- As the world fights pandemic- in order to be prepared for a health crisis, should priority be given to R&D for identifying new diseases and vaccine development?
Over the past 35 years, around 30 new infectious agents affecting humans have emerged. Most of these infective viruses are zoonotic and their origin significantly correlates with socioeconomic, environmental, and ecological factors. As these factors continue to increase contact with the disease-causing pathogens, there is concern that infectious diseases may continue to present a formidable challenge in the future as well. Constant awareness and pursuance of effective strategies for controlling infectious diseases and disease emergence thus remain crucial.
Vaccination is and will continue to be the most important intervention for prevention of infectious disease. Hence, investing in R&D for identifying new diseases and vaccine development remains the top priority.
As seen in the past, India time and again faces the outbreak of bird flu. What measures should the poultry industry take in order to minimize the risk of this disease?
Over the years, vaccines have been used in avian influenza (AI) control programs to prevent, manage, or eradicate AI from poultry and other birds. It has been observed that the best protection is produced from the humoral response against the hemagglutinin (HA) protein.
A variety of vaccines have been developed and tested under experimental conditions, a few of which have received approval for the use of following field demonstration of purity, safety, efficacy, and potency. Current licensed vaccines have predominately inactivated whole AI vaccines, which is typically produced from low pathogenicity (LP) AI virus strains, or occasionally from high pathogenicity AI virus strains.
Recently, reverse genetic procedures have been developed that allow construction of vaccine strains using a genetically altered HA and a backbone of internal gene segments for safe, high growth production. Other licensed AI vaccines include recombinant fowl poxvirus vector with an AI H5 insert and a recombinant Newcastle disease virus vector with an AI H5 gene insert. The latter vaccine can be mass administered via aerosol application. So regular and timely AI vaccination can definitely minimize the risk of disease in poultry and prevent outbreak of Avian influenza of Pandemic potential.
What steps should be taken to curb these diseases?
As mentioned, there are a lot of advantages of AI vaccination and hence, intensive practice of regular and timely AI vaccination should be considered. Furthermore, it is important to include this as a part of Good Poultry Practices (GPP).
What are your thoughts about Adult Immunization? Do you think a vaccination program for adults will help to reduce the disease burden of the country?
With advance in modern healthcare and increase in number of elderly populations worldwide and in India, there is a definite urgent need to revisit the National Immunization Program. The program should also include vulnerable elderly population and the one’s living with co-morbid conditions for regular vaccination as part of planned health visits.
Adults living with comorbidities and those above 50 years should take seasonal Influenza vaccine as they are at high risk of severe Influenza. Studies over the years have demonstrated that, in the period of 2 weeks, followed by an Influenza infection, they are at extreme high risk of developing stroke (by 12 times) and Myocardial Infarction (by 6 times).

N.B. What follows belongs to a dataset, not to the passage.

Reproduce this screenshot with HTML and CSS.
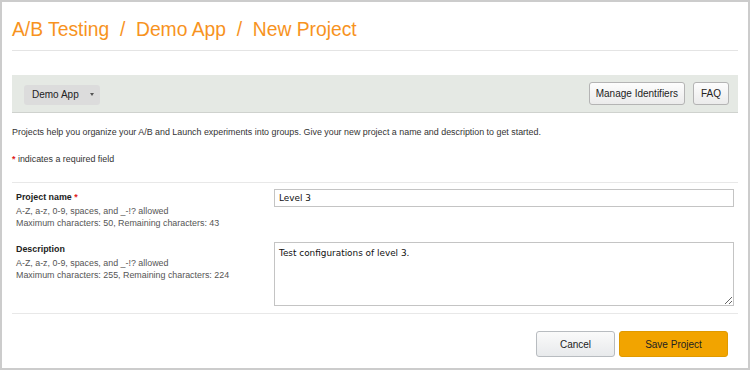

India falls in the southern hemisphere season and the ideal time for a taking a flu vaccine will fall between April and June. CDC says getting vaccinated too early, is likely to be associated with reduced protection later in the flu season, particularly among older adults, so timely vaccinations are essential for sustained protection during the peak season.
As per one of the study, which was conducted in Delhi among healthy adults, reported that 53% of adults were unprotected; 22% were seen to have only a basic protection against diphtheria; 25% were protected against both diphtheria or pertussis diseases and 47% were susceptible to tetanus.
What initiatives will help to bridge the gaps in order to achieve WHO’s mission of universal health coverage?
Universal health coverage means ensuring, all people have access to needed health services – including prevention, promotion, treatment, rehabilitation, and palliation of sufficient quality to be effective. It also means to ensure that the use of these services does not expose the user to financial hardship.
Hence, the need of the hour is a holistic approach, wherein we see changes in health policy by government and changes in the insurance sector with emphasis on preventive health.